Possible refactorings: Dimensional model design is outside the scope of this writing (for a greater understanding of how dimensional models differ from transactional models I highly recommend the Data Warehouse Toolkit by Ralph Kimball). In general, these normalized values should be “degenerated” to wide, flat dimensional tables like so:

SELECT  
   name  
   ,area_code  
   ,site_name  
FROM   
   users  

Hidden “Squishy” Logic

-- DDL for DATA_WAREHOUSE.SESSIONS  
WITH   
ordered_sessions AS (  
SELECT   
   *   
FROM   
   sessions   
ORDER BY insert_id  
)  
,session_merger AS (  
SELECT  
   CASE  
     WHEN TIMESTAMP_DIFF(a.session_end,b.session_start) < 60  
   AND  
     ABS(a.thumbprint_hash_points - b.thumbprint_hash_points) < 5   
   AND   
     EARTH_DISTNACE(a.location,b.location) < 0.5  
   THEN LEAST(a.session_id,b.session_id)  
   ELSE NULL   
   END AS merged_session_id  
FROM  
   ordered_sessions a  
INNER JOIN  
   ordered_sessions b   
ON   
a.insert_id +1 = b.insert_id  
)  
,refined_sessions AS (  
SELECT   
   o.*  
FROM  
   ordered_sessions o  
WHERE  
   o.session_id IN (SELECT merged_session_id FROM session_merger)   
)  
CREATE TABLE sessions AS 
SELECT * FROM refined_sessions

Translated to English: Complex transforms that are masked by seemingly stable identifiers.

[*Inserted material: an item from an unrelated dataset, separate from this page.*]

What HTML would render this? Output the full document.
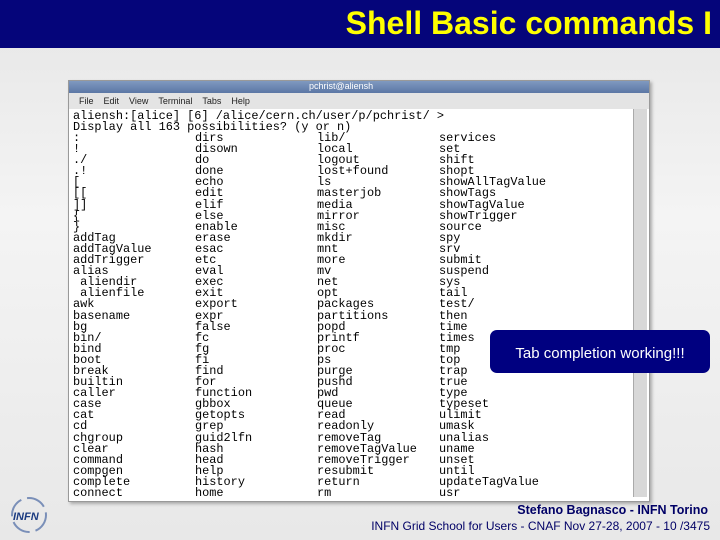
<!DOCTYPE html>
<html><head><style>
body{margin:0;width:720px;height:540px;overflow:hidden;background:linear-gradient(#e6e6e6,#f4f4f4 40%,#e8e8e8);font-family:"Liberation Sans",sans-serif;position:relative}
.hdr{position:absolute;left:0;top:0;width:720px;height:48px;background:#05057a}
.hdr div{position:absolute;right:8px;top:5px;color:#ffff00;font-size:32px;font-weight:bold}
.term{position:absolute;left:68px;top:80px;width:580px;height:420px;background:#fff;border:1px solid #999;box-shadow:2px 2px 3px #aaa}
.tb{position:absolute;left:0;top:0;width:580px;height:12px;background:linear-gradient(#7f99c0,#5b77a5)}
.tb span{position:absolute;left:240px;top:0;font-size:9px;color:#fff}
.mb{position:absolute;left:0;top:12px;width:580px;height:16px;background:#e4e4e4;font-size:9px;color:#222}
.mb span{margin-left:10px;line-height:16px}
.sb{position:absolute;right:2px;top:28px;width:13px;height:388px;background:#d8d8d8;border-left:1px solid #aaa}
.txt{position:absolute;left:4px;top:30px;font-family:"Liberation Mono",monospace;font-size:11.9px;line-height:11.1px;color:#000;white-space:pre}
.col{position:absolute;top:52px;font-family:"Liberation Mono",monospace;font-size:11.9px;line-height:11.1px;white-space:pre}
.tip{position:absolute;left:490px;top:330px;width:220px;height:43px;background:#000080;border-radius:7px;color:#fff;font-size:15px;text-align:center;line-height:47px}
.f1{position:absolute;right:12px;top:503px;color:#000066;font-weight:bold;font-size:12.5px}
.f2{position:absolute;right:10px;top:519px;color:#000066;font-size:12px}
</style></head><body>
<div class="hdr"><div>Shell Basic commands I</div></div>
<div class="term">
<div class="tb"><span>pchrist@aliensh</span></div>
<div class="mb"><span>File</span><span>Edit</span><span>View</span><span>Terminal</span><span>Tabs</span><span>Help</span></div>
<div class="txt">aliensh:[alice] [6] /alice/cern.ch/user/p/pchrist/ >
Display all 163 possibilities? (y or n)</div>
<div class="col" style="left:4px">:
!
./
.!
[
[[
]]
{
}
addTag
addTagValue
addTrigger
alias
 aliendir
 alienfile
awk
basename
bg
bin/
bind
boot
break
builtin
caller
case
cat
cd
chgroup
clear
command
compgen
complete
connect</div>
<div class="col" style="left:126px">dirs
disown
do
done
echo
edit
elif
else
enable
erase
esac
etc
eval
exec
exit
export
expr
false
fc
fg
fi
find
for
function
gbbox
getopts
grep
guid2lfn
hash
head
help
history
home</div>
<div class="col" style="left:248px">lib/
local
logout
lost+found
ls
masterjob
media
mirror
misc
mkdir
mnt
more
mv
net
opt
packages
partitions
popd
printf
proc
ps
purge
pushd
pwd
queue
read
readonly
removeTag
removeTagValue
removeTrigger
resubmit
return
rm</div>
<div class="col" style="left:370px">services
set
shift
shopt
showAllTagValue
showTags
showTagValue
showTrigger
source
spy
srv
submit
suspend
sys
tail
test/
then
time
times
tmp
top
trap
true
type
typeset
ulimit
umask
unalias
uname
unset
until
updateTagValue
usr</div>
<div class="sb"></div>
</div>
<div class="tip">Tab completion working!!!</div>
<svg style="position:absolute;left:8px;top:494px" width="42" height="42"><circle cx="21" cy="21" r="17" fill="none" stroke="#7a8fb8" stroke-width="2" stroke-dasharray="20 6"/><text x="5" y="26" font-family="Liberation Sans" font-weight="bold" font-style="italic" font-size="11" fill="#1a3a80">INFN</text></svg>
<div class="f1">Stefano Bagnasco - INFN Torino</div>
<div class="f2">INFN Grid School for Users - CNAF Nov 27-28, 2007 - 10 /3475</div>
</body></html>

Why it smells: “Squishy” logic is arbitrarily sound business logic: in the example above, the code decides that “two sessions occurring less than a minute apart, with extremely close thumbprints, and originating from (nearly) the same location are likely the same user session.” This smell here is not the logic - whether or not this is an accurate way to merge browser sessions is up to the business; the smell is representing “likely the same user session” as the absolute value session.

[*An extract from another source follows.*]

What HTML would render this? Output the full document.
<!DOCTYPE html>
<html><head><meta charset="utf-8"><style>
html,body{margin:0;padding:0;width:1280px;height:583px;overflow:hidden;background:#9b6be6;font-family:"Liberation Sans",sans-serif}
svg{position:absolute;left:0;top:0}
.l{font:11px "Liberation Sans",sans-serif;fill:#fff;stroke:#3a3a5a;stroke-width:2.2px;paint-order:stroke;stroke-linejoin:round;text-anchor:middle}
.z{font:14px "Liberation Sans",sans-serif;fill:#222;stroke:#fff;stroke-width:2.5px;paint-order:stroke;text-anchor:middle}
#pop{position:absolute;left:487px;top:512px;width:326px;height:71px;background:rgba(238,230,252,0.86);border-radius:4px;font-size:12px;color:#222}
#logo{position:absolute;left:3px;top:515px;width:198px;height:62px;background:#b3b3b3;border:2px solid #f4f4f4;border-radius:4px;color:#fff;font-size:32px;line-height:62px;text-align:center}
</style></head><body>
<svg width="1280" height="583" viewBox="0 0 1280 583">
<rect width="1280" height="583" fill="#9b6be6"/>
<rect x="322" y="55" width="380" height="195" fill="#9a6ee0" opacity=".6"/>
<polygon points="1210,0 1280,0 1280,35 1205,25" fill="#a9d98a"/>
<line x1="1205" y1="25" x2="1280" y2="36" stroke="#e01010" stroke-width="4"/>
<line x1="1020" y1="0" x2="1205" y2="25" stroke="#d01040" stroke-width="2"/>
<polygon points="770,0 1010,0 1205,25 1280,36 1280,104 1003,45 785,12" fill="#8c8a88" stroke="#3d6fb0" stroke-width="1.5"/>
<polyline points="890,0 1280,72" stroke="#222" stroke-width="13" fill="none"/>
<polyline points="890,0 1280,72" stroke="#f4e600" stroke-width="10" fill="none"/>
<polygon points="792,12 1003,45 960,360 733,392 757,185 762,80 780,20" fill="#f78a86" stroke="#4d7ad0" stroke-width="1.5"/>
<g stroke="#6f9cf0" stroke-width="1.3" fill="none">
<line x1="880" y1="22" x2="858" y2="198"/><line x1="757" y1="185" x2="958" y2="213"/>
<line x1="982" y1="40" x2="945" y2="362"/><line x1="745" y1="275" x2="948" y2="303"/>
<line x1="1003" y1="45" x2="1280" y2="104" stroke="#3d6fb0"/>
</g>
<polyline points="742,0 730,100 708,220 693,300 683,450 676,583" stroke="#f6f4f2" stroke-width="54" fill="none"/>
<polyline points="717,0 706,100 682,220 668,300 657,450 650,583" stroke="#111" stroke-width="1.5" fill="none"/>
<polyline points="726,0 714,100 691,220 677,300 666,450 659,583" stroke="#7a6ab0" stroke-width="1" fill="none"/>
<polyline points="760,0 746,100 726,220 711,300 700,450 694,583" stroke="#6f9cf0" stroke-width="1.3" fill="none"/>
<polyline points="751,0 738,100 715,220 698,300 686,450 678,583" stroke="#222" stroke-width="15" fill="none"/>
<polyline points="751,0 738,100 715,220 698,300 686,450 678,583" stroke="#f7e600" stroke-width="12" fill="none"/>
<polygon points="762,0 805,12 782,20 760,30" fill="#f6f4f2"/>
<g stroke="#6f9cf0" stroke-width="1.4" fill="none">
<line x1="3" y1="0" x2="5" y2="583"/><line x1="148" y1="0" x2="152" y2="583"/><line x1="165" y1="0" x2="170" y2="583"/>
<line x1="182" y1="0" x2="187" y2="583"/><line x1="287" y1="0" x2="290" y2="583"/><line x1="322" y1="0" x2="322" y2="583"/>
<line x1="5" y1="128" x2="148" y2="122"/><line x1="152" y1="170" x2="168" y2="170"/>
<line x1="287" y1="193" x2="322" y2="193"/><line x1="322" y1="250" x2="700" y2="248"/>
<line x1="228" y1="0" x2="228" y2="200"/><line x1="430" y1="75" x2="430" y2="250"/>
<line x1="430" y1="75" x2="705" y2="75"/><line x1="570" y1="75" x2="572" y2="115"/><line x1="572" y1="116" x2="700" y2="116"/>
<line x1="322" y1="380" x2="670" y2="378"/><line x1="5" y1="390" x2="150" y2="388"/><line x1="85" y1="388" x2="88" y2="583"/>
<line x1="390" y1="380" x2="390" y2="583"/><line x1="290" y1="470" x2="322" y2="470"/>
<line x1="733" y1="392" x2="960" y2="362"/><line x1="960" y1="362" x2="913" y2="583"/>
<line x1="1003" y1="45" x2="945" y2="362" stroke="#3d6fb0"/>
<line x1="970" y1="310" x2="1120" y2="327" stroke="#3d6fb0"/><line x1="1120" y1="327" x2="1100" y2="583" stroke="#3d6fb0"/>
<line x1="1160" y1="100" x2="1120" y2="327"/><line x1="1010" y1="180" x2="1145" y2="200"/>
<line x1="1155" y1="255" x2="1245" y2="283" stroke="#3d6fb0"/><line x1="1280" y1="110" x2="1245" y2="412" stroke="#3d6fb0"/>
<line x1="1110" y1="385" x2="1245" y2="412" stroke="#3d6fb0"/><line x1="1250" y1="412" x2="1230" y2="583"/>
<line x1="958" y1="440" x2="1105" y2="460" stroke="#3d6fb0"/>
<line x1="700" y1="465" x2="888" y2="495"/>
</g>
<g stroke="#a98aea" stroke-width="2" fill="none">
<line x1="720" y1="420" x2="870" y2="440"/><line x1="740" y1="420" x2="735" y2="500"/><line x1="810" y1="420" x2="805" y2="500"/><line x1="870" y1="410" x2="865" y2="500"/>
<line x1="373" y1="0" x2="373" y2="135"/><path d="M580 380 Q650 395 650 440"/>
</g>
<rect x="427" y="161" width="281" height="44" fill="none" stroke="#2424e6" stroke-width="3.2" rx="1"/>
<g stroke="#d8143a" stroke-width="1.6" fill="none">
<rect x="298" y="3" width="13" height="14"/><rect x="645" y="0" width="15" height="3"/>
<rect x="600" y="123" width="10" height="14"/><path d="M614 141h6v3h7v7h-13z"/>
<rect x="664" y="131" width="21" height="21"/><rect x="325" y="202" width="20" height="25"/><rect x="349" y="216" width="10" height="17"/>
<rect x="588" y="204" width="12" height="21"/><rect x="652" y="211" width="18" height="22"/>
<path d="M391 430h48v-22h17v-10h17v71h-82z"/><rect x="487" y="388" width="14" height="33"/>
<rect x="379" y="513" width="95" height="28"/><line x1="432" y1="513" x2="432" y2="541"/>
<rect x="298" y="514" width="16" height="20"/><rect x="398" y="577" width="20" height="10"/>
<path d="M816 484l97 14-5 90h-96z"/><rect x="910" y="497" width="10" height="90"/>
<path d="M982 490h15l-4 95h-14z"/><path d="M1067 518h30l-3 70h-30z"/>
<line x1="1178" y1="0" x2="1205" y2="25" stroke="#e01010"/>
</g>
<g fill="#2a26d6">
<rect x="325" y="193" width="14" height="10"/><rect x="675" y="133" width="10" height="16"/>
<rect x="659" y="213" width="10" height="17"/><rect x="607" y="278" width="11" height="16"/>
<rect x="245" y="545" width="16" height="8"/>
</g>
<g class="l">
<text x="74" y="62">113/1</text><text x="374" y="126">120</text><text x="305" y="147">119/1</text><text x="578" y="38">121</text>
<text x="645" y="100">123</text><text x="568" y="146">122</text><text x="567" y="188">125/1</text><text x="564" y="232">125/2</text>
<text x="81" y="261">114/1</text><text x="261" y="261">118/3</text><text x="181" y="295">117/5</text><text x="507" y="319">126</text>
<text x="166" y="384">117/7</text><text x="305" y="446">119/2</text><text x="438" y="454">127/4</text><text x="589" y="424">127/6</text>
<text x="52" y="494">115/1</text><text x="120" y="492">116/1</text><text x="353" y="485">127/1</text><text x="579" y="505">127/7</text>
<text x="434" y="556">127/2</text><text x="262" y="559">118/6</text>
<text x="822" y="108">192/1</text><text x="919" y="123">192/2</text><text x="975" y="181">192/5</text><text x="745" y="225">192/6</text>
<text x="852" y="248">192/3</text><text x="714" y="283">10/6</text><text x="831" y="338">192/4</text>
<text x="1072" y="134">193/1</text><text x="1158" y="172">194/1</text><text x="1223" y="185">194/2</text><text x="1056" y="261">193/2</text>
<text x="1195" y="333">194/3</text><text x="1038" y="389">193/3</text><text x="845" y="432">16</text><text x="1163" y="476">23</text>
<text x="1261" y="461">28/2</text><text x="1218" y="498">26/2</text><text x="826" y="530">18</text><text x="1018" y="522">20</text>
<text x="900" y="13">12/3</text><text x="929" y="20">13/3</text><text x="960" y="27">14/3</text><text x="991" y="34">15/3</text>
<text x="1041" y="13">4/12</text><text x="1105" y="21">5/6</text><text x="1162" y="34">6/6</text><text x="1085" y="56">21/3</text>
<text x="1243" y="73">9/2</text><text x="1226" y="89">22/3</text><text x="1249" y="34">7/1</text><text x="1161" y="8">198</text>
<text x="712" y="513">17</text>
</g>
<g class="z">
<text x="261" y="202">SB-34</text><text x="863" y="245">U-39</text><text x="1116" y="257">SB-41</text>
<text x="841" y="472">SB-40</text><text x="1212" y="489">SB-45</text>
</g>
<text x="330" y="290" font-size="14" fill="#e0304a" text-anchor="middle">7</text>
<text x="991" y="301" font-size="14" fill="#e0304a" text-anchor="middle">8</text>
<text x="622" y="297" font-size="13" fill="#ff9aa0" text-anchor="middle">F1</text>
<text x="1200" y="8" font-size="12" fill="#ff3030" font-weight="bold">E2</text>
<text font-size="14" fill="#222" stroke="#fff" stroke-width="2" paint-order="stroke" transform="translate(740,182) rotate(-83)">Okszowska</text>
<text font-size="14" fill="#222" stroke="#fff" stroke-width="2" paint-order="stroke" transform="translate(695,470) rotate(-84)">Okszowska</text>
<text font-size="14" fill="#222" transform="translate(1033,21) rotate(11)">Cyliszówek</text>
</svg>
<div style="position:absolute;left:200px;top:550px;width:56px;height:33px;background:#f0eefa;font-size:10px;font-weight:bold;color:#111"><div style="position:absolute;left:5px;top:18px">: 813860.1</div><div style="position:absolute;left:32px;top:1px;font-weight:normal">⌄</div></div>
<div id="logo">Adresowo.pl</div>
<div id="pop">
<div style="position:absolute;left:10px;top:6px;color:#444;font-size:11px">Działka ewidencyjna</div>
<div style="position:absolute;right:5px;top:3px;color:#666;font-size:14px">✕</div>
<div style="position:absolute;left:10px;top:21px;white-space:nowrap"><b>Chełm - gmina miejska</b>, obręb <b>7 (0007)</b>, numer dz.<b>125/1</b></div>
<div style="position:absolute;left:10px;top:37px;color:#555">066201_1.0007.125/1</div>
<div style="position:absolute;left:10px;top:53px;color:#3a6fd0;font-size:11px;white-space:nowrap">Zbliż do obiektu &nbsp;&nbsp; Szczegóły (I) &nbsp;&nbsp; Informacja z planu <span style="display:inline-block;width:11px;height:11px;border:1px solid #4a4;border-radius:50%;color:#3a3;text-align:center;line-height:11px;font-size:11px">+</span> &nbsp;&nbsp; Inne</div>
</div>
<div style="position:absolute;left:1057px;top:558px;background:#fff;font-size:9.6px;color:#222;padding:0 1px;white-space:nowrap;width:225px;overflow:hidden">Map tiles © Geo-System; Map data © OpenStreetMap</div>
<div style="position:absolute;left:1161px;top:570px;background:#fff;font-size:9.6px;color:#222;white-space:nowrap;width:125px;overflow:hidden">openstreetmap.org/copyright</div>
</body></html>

Possible refactorings: Data Warehouse transform code represents what is known to be true. In this example, we know that each session exists, while we hypothesise that certain sessions are actually the same session. If the hypothesis is supported by the business, it can easily be represented as additional information in the form of a likely_parent_session column. Aggregations on top of this hypothesis can exist in additional materializations, i.e. dim_collapsed_session and fact_collapsed_conversion etc. Often more than one hypothesis is needed to support the range of business use cases. In that event, each hypothesis can either materialize further downstream in a domain-specific mart or be “branded” and used to enrich dim_session in the Data Warehouse.

/* downstream mart */
SELECT
	amalgamated_session_id 
	,duration
	...
FROM marketing.amalgamated_sessions

/* "branded" in dim_session */
SELECT
	session_id	
	,aggressive_merge_session_id
    ,conservative_merge_session_id
    ,halifax_merge_session_id
...
FROM
    dim_session	

No Consumer Documentation

/* what do these mean?!? */
SELECT
	halifax_merge_session_id 
	,aggressive_merge_session_id 
FROM
	dim_session

Translated to English: For a consumer to make use of the Data Warehouse they need input from the transform authors.

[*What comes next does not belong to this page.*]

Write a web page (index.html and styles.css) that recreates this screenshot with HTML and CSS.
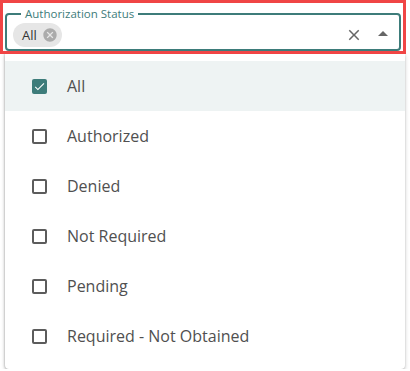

Why it smells: The Data Warehouse is both a business tool and a consumer product. Like any complex tool intended for business use, it must ship with comprehensive documentation. Imagine if the only way to learn to use the VLOOKUP function in Excel was to call a Microsoft Engineer! Without consumer-facing documentation, the product would be impractical to use.

Possible refactorings: There is a multitude of places documentation can live. Nearly all Data Warehouse platforms support SQL comment meta for objects. If you use a transformation framework like DBT then consumer-facing documentation is baked in with dbt docs. Documentation can also be managed with tools like Sphinx, Read The Docs, or even simple markdown files. The documentation solution must, at a bare minimum: * be easy for consumers to access. * be maintained as part of the data product. * support effective search and navigation. * be as complete as possible, and “inside” references

Query-Style Identifier Naming

SELECT
	s.order_id
	,w.order_id
...
FROM
	confirmed_ecom_system_orders s
JOIN
	client_side_web_orders w

Translated to English: The use of shorthand model aliases, often one or two letters long.

Why it smells: Abbreviated shorthand is very useful for writing quick ad-hoc queries. But like all good software, transformation code should be self-documenting and use object names that mean something.

Possible refactorings: Naming identifers is one of the two hard things in software development. Use alias names that are descriptive, unique within the transform, and convey the content of the represented table/CTE/dataset:

SELECT
	ecom_orders.order_id
	,web_orders.order_id
...
FROM
	confirmed_ecom_system_orders ecom_orders
JOIN
	client_side_web_orders web_orders

Pandering Logic In KPIs

SELECT
	is_conversion_marketing
	,is_conversion_business_development
	,is_conversion_finance
FROM 
	web_orders

Translated to English: “Verticals refuse to agree on business logic around a KPI, so we support multiple versions of the truth.”

Why it smells: Organizational Maturity is a critical element in any successful data initiative. If the business is unwilling (or unable) to make sometimes-difficult decisions and move forward with a unified source of truth, this indecision will be reflected in the Data Warehouse codebase.

Possible refactorings: The refactor for this smell is technically simple but practically difficult. The business must evolve and declare a singular definition that all verticals will adopt. In SQL, this is as simple as:

SELECT
	is_conversion
FROM 
	web_orders

In the real world, this can be a political minefield.